6. Ainsi Pierre a marché sur les eaux à la voix du Seigneur, et sachant bien que ce pouvoir ne venait pas de lui-même. La foi l’a rendu capable de ce que ne peut la faiblesse humaine. Tels sont les forts de l’Église. Soyez attentifs, écoutez, comprenez, pratiquez. Jamais il ne faut traiter avec les forts pour les rendre faibles, mais avec les faibles pour les rendre forts. Ce qui empêche un grand nombre de devenir forts, c’est la confiance qu’ils le sont. Car Dieu ne rendra fort que celui qui se sent faible. « O Dieu ! vous réservez à votre héritage une pluie toute gratuite. » Pourquoi me devancer, vous qui connaissez ce qui suit ? Modérez votre ardeur, afin que les moins vifs puissent nous suivre. Voici donc ce que j’ai dit et ce que je répète : écoutez, saisissez, pratiquez. Dieu ne rend fort que celui qui se sent faible. « Vous réservez, comme s’exprime le Psaume, une pluie toute volontaire », une pluie due à votre bonne volonté et non à nos mérites.
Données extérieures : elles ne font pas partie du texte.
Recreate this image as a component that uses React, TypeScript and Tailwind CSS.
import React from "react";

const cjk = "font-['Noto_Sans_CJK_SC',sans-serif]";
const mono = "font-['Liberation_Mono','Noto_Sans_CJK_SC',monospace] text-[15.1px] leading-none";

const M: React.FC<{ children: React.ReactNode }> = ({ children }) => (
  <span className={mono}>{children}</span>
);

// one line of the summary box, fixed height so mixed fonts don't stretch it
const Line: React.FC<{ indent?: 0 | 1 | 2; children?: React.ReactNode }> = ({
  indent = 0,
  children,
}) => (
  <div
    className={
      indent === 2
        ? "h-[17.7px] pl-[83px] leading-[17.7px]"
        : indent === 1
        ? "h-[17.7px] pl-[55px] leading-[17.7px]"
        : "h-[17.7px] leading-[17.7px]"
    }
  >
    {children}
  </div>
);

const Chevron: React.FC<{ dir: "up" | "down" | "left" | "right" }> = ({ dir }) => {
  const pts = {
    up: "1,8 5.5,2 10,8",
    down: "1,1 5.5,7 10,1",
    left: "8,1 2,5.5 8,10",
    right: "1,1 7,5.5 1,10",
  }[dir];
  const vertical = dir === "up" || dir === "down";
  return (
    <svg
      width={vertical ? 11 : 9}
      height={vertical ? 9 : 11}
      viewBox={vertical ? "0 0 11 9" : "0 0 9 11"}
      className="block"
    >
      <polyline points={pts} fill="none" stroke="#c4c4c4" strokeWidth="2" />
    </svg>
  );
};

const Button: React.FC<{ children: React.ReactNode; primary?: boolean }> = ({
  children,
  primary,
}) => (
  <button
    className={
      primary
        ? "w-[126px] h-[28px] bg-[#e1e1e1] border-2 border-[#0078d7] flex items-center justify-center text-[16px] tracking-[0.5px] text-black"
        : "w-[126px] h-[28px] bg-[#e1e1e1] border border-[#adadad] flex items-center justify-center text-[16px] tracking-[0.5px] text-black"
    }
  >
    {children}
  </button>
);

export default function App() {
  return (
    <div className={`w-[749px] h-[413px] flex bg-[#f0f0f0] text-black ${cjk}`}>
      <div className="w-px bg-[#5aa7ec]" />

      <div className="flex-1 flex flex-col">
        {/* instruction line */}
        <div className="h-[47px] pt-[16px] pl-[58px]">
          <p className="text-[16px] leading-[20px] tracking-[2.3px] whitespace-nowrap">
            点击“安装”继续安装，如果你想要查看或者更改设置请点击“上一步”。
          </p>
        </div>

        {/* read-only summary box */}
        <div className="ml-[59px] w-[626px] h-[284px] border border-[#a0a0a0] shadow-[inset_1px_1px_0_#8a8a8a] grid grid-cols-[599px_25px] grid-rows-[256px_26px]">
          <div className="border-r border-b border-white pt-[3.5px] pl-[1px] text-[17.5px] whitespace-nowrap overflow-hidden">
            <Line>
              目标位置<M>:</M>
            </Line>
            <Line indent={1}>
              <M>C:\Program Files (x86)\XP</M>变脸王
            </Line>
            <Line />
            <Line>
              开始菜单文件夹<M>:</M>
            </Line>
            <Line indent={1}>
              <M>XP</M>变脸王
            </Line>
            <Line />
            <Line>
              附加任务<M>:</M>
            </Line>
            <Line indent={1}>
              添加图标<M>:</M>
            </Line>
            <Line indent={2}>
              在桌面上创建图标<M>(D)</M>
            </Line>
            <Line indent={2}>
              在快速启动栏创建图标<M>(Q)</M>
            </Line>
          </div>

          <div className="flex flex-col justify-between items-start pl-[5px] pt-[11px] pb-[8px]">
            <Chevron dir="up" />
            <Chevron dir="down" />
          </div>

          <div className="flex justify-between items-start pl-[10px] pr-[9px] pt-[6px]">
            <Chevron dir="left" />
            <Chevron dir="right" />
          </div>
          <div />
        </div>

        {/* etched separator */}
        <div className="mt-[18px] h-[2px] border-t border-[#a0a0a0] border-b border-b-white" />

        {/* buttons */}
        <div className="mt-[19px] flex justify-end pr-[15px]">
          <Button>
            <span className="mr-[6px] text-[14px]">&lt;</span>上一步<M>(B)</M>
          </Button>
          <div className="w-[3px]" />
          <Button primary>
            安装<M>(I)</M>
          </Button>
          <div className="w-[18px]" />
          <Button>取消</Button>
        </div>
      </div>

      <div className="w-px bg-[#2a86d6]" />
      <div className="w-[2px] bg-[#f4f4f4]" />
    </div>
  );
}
Cette « pluie volontaire, vous la réservez, ô Dieu ! à votre héritage ; car cet héritage s’est senti en défaillance et vous lui avez rendu une complète vigueur[2] ; » en lui réservant une pluie volontaire, sans égard à ce que méritaient les hommes, et ne considérant que votre bonté et votre miséricorde. Cet héritage est tombé en défaillance, et pour se fortifier par vous, if s’est reconnu faible en lui-même. Il ne se fortifierait point, s’il ne s’affaiblissait pour se fortifier en vous et par vous.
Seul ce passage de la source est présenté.